### Dataset extract ###
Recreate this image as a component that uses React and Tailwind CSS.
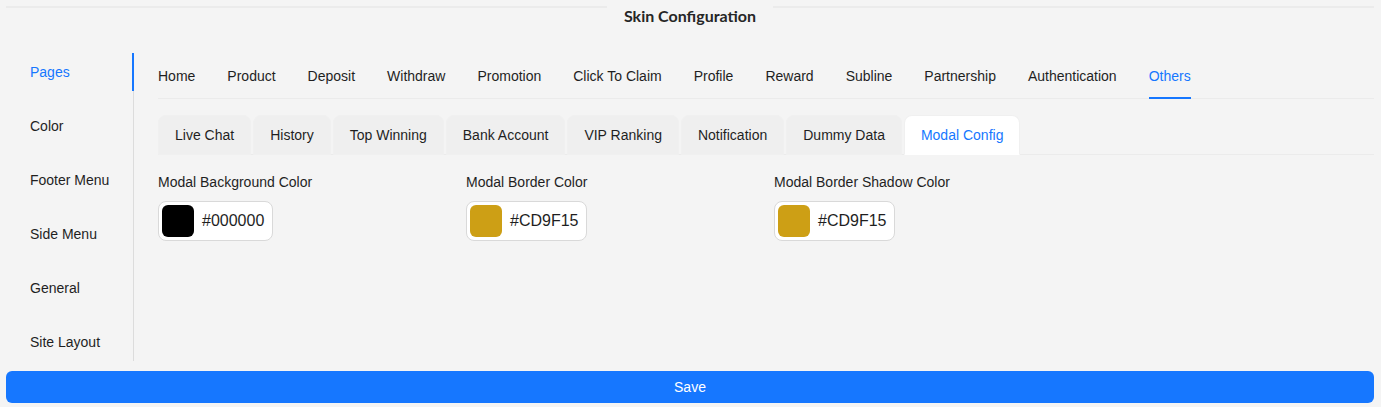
import { useState } from "react";

const SIDE = ["Pages", "Color", "Footer Menu", "Side Menu", "General", "Site Layout"];
const TOP = ["Home", "Product", "Deposit", "Withdraw", "Promotion", "Click To Claim", "Profile", "Reward", "Subline", "Partnership", "Authentication", "Others"];
const CARDS = ["Live Chat", "History", "Top Winning", "Bank Account", "VIP Ranking", "Notification", "Dummy Data", "Modal Config"];
const FIELDS = [
  { label: "Modal Background Color", value: "#000000" },
  { label: "Modal Border Color", value: "#CD9F15" },
  { label: "Modal Border Shadow Color", value: "#CD9F15" },
];

export default function App() {
  const [side, setSide] = useState("Pages");
  const [top, setTop] = useState("Others");
  const [card, setCard] = useState("Modal Config");

  return (
    <div className="min-h-screen bg-[#f4f4f4] pl-[6px] pr-[7px] text-[14px] text-[#1f1f1f]" style={{ fontFamily: '"Liberation Sans", Arial, sans-serif' }}>
      {/* title divider */}
      <div className="flex items-start">
        <div className="mt-[6px] flex-1 border-t-2 border-[#ebebeb]" />
        <div className="px-[17px] pt-[5px] text-[16px] font-bold leading-[22px] text-[#262626]" style={{ fontFamily: "Lato, sans-serif" }}>Skin Configuration</div>
        <div className="mt-[6px] flex-1 border-t-2 border-[#ebebeb]" />
      </div>

      <div className="mt-[26px] flex">
        {/* vertical tabs */}
        <div className="flex w-[128px] shrink-0 flex-col gap-4 border-r border-[#dcdcdc]">
          {SIDE.map((s) => (
            <button key={s} onClick={() => setSide(s)} className={`relative whitespace-nowrap px-6 py-2 text-left leading-[22px] ${side === s ? "text-[#1677ff]" : ""}`}>
              {s}
              {side === s && <span className="absolute right-[-1px] top-0 h-full w-[2px] bg-[#1677ff]" />}
            </button>
          ))}
        </div>

        <div className="min-w-0 flex-1 pl-6">
          {/* page tabs */}
          <div className="mb-4 flex gap-8 shadow-[inset_0_-1px_0_#ebebeb]">
            {TOP.map((t) => (
              <button key={t} onClick={() => setTop(t)} className={`relative whitespace-nowrap py-3 leading-[22px] ${top === t ? "text-[#1677ff]" : ""}`}>
                {t}
                {top === t && <span className="absolute bottom-0 left-0 h-[2px] w-full bg-[#1677ff]" />}
              </button>
            ))}
          </div>

          {/* card tabs */}
          <div className="mb-4 flex gap-[2px] shadow-[inset_0_-1px_0_#ebebeb]">
            {CARDS.map((c) => (
              <button
                key={c}
                onClick={() => setCard(c)}
                className={`whitespace-nowrap rounded-t-lg border px-4 py-2 leading-[22px] ${card === c ? "border-[#f0f0f0] border-b-white bg-white text-[#1677ff]" : "border-[#f0f0f0] bg-[#efefef]"}`}
              >
                {c}
              </button>
            ))}
          </div>

          {/* color fields */}
          <div className="flex">
            {FIELDS.map((f) => (
              <div key={f.label} className="w-[308px]">
                <div className="pb-2 leading-[22px]">{f.label}</div>
                <div className="inline-flex h-10 items-center gap-2 rounded-lg border border-[#d9d9d9] bg-white p-[3px] pr-[8px]">
                  <span className="h-8 w-8 rounded-md" style={{ background: f.value }} />
                  <span className="text-[16px]">{f.value}</span>
                </div>
              </div>
            ))}
          </div>
        </div>
      </div>

      <button className="mt-[10px] h-8 w-full rounded-md bg-[#1677ff] text-[14px] text-white">Save</button>
    </div>
  );
}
###
→ What you are asked to do: Omit the pictures and output all of the other material exactly.

→ Response below:
Recreate this image as a component that uses React and Tailwind CSS.
import { useState } from "react";

const SIDE = ["Pages", "Color", "Footer Menu", "Side Menu", "General", "Site Layout"];
const TOP = ["Home", "Product", "Deposit", "Withdraw", "Promotion", "Click To Claim", "Profile", "Reward", "Subline", "Partnership", "Authentication", "Others"];
const CARDS = ["Live Chat", "History", "Top Winning", "Bank Account", "VIP Ranking", "Notification", "Dummy Data", "Modal Config"];
const FIELDS = [
  { label: "Modal Background Color", value: "#000000" },
  { label: "Modal Border Color", value: "#CD9F15" },
  { label: "Modal Border Shadow Color", value: "#CD9F15" },
];

export default function App() {
  const [side, setSide] = useState("Pages");
  const [top, setTop] = useState("Others");
  const [card, setCard] = useState("Modal Config");

  return (
    <div className="min-h-screen bg-[#f4f4f4] pl-[6px] pr-[7px] text-[14px] text-[#1f1f1f]" style={{ fontFamily: '"Liberation Sans", Arial, sans-serif' }}>
      {/* title divider */}
      <div className="flex items-start">
        <div className="mt-[6px] flex-1 border-t-2 border-[#ebebeb]" />
        <div className="px-[17px] pt-[5px] text-[16px] font-bold leading-[22px] text-[#262626]" style={{ fontFamily: "Lato, sans-serif" }}>Skin Configuration</div>
        <div className="mt-[6px] flex-1 border-t-2 border-[#ebebeb]" />
      </div>

      <div className="mt-[26px] flex">
        {/* vertical tabs */}
        <div className="flex w-[128px] shrink-0 flex-col gap-4 border-r border-[#dcdcdc]">
          {SIDE.map((s) => (
            <button key={s} onClick={() => setSide(s)} className={`relative whitespace-nowrap px-6 py-2 text-left leading-[22px] ${side === s ? "text-[#1677ff]" : ""}`}>
              {s}
              {side === s && <span className="absolute right-[-1px] top-0 h-full w-[2px] bg-[#1677ff]" />}
            </button>
          ))}
        </div>

        <div className="min-w-0 flex-1 pl-6">
          {/* page tabs */}
          <div className="mb-4 flex gap-8 shadow-[inset_0_-1px_0_#ebebeb]">
            {TOP.map((t) => (
              <button key={t} onClick={() => setTop(t)} className={`relative whitespace-nowrap py-3 leading-[22px] ${top === t ? "text-[#1677ff]" : ""}`}>
                {t}
                {top === t && <span className="absolute bottom-0 left-0 h-[2px] w-full bg-[#1677ff]" />}
              </button>
            ))}
          </div>

          {/* card tabs */}
          <div className="mb-4 flex gap-[2px] shadow-[inset_0_-1px_0_#ebebeb]">
            {CARDS.map((c) => (
              <button
                key={c}
                onClick={() => setCard(c)}
                className={`whitespace-nowrap rounded-t-lg border px-4 py-2 leading-[22px] ${card === c ? "border-[#f0f0f0] border-b-white bg-white text-[#1677ff]" : "border-[#f0f0f0] bg-[#efefef]"}`}
              >
                {c}
              </button>
            ))}
          </div>

          {/* color fields */}
          <div className="flex">
            {FIELDS.map((f) => (
              <div key={f.label} className="w-[308px]">
                <div className="pb-2 leading-[22px]">{f.label}</div>
                <div className="inline-flex h-10 items-center gap-2 rounded-lg border border-[#d9d9d9] bg-white p-[3px] pr-[8px]">
                  <span className="h-8 w-8 rounded-md" style={{ background: f.value }} />
                  <span className="text-[16px]">{f.value}</span>
                </div>
              </div>
            ))}
          </div>
        </div>
      </div>

      <button className="mt-[10px] h-8 w-full rounded-md bg-[#1677ff] text-[14px] text-white">Save</button>
    </div>
  );
}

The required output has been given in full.